Содержание:
Роман Мерзляков (Волгоград)Поэт Юрий Кублановский провел первую после пандемии встречу с читателями. Для этого он приехал в Волгоград, где подарил областной библиотеке трехтомник, который назвал подведением итогов своего творчества. Вот наиболее интересные моменты из его выступления.
О реках
Несколько раз срывалась эта поездка. Я почувствовал в Волгограде редкую для волжских городов мощь, обычно они все-таки более провинциальные. Он же больше похож на столицу. Я родился в Рыбинске — там и Волга немного другая. Я волжанин, и почти все мои стихи, в которых упоминаются реки, — они о Волге. А сейчас мы с супругой живем на Оке. И частью моей поэзии стала Ока, она течет у меня по жилам.
Как начал писать
Стихи начал писать в 15 лет, хотя лет с 10 думал, что буду художником, до сотни акварелей за лето писал. Но пришли стихи. Месяц, два, пять не можешь двух слов сложить, а потом за неделю несколько стихотворений рождается. По молодости писал залпом, теперь гораздо дольше. И испытываешь не столько радость, сколько шестое чувство советского человека: чувство глубокого удовлетворения.
Духовные скитания
Я в гости зашел к друзьям-математикам и увидел на стене портрет бородатого мужчины. Это был философ Павел Флоренский, расстрелянный на Соловках. Впервые я услышал тогда это географическое название. А после МГУ решил поехать туда работать гидом. Мне открылся целый мир. На экскурсиях мне попадались дети зэков, сидевших там. Я уезжал из Москвы богемным эстетом, а вернулся с пониманием драматизма истории. Я стал относиться к стране с большей бережностью. Если б не поехал туда, мог бы стать диссидентом с набором примитивных представлений.
Еще в студенческие годы я ездил подработать в Псково-Печерский монастырь.

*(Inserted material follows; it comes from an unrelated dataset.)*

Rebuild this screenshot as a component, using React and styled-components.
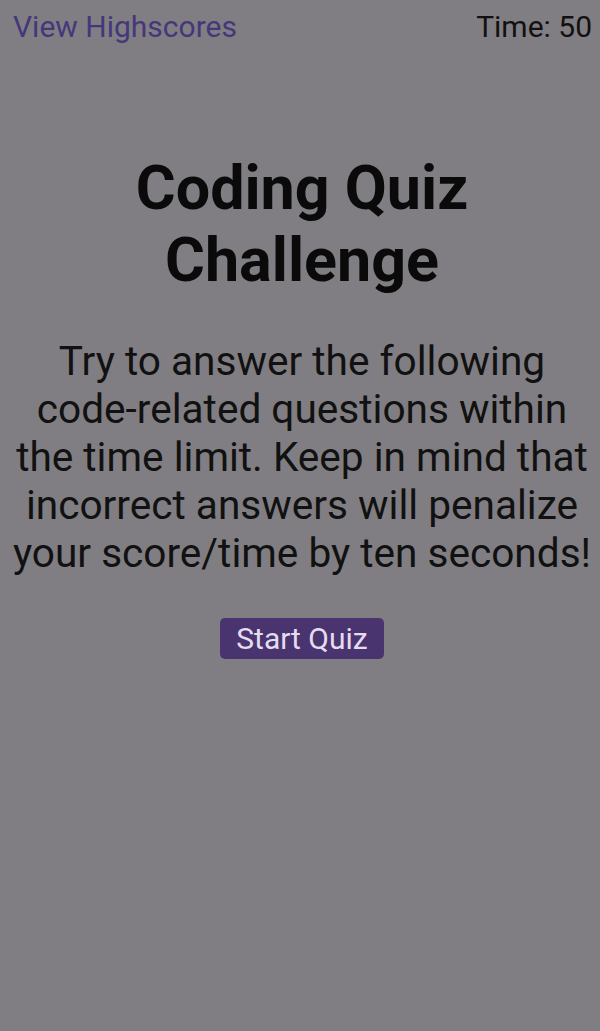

Это 1966 год. Нам платили сумму, равную стипендии. Инок Мартемьян попросил завезти просфору ясновидящей под Изборском. Я разыскал эту деревню, вошел в избу. Под окном на койке лежала женщина, никто не мог предупредить ее о моем приходе. А она сказала: «Здравствуй, Юрий». Эта история не давала мне покоя, потом она отразилась в стихотворении:
Сам теперь я часто лежу, болея.
По другую сторону листопада,
если повидаемся, Пелагея,
вновь меня признаешь ли там
за брата?
Об эмиграции
Россию мне предложили покинуть ночью на Лубянке. «Нового Гумилева мы из вас делать не будем», — сказали мне. В Нью-Йорке Иосиф Бродский выпустил мою первую книгу, когда я послал ему свой самиздатовский «гроссбух».
Русскую литературу Томас Манн называл святой. А при советской власти каждого литератора оценивали по оппозиционности самодержавию.
Работая на радио в Париже, я пытался показать другие, религиозные корни нашей словесности. Когда начались либеральные процессы, я приехал в Вермонт к Солженицыну и рассказал, что в Москве показали фильм невозвращенца Тарковского. Тогда я решился послать стихи в «Знамя», и меня опубликовали. Я перестал быть политическим эмигрантом, а был просто поэтом в изгнании. А поэту резонно жить одной жизнью с читателями, разделять судьбу Родины. Я посчитал своим долгом вернуться. В 1990 году приехал домой и больше 12 лет на Запад не выезжал. Всю «криминальную революцию» прожил на родине. А некоторые мои коллеги рванули туда и жили от одного гранта до другого.
Русская литература еще вырулит к своей значительности
Встречи с великими
Я четыре раза слушал, как Бродский декламирует стихи: дважды в России, в Париже и в Амстердаме. Запомнился не смысл его стихов, а впечатление гула колокола. Это помогает потом чтению: вспоминаешь, как звучит стихотворение у автора.
Я был первым журналистом, который взял интервью у Андрея Тарковского в Париже. У него я больше люблю видеоряд, а не размышления героев, претендующие на глубокомыслие. Они вторичны, но поразительно сняты, остаются в памяти. Когда я брал у него интервью, он удивился, что я знаю Бердяева. Не знаю, с кем общался Тарковский, если человек, знающий Бердяева, был для него в новинку.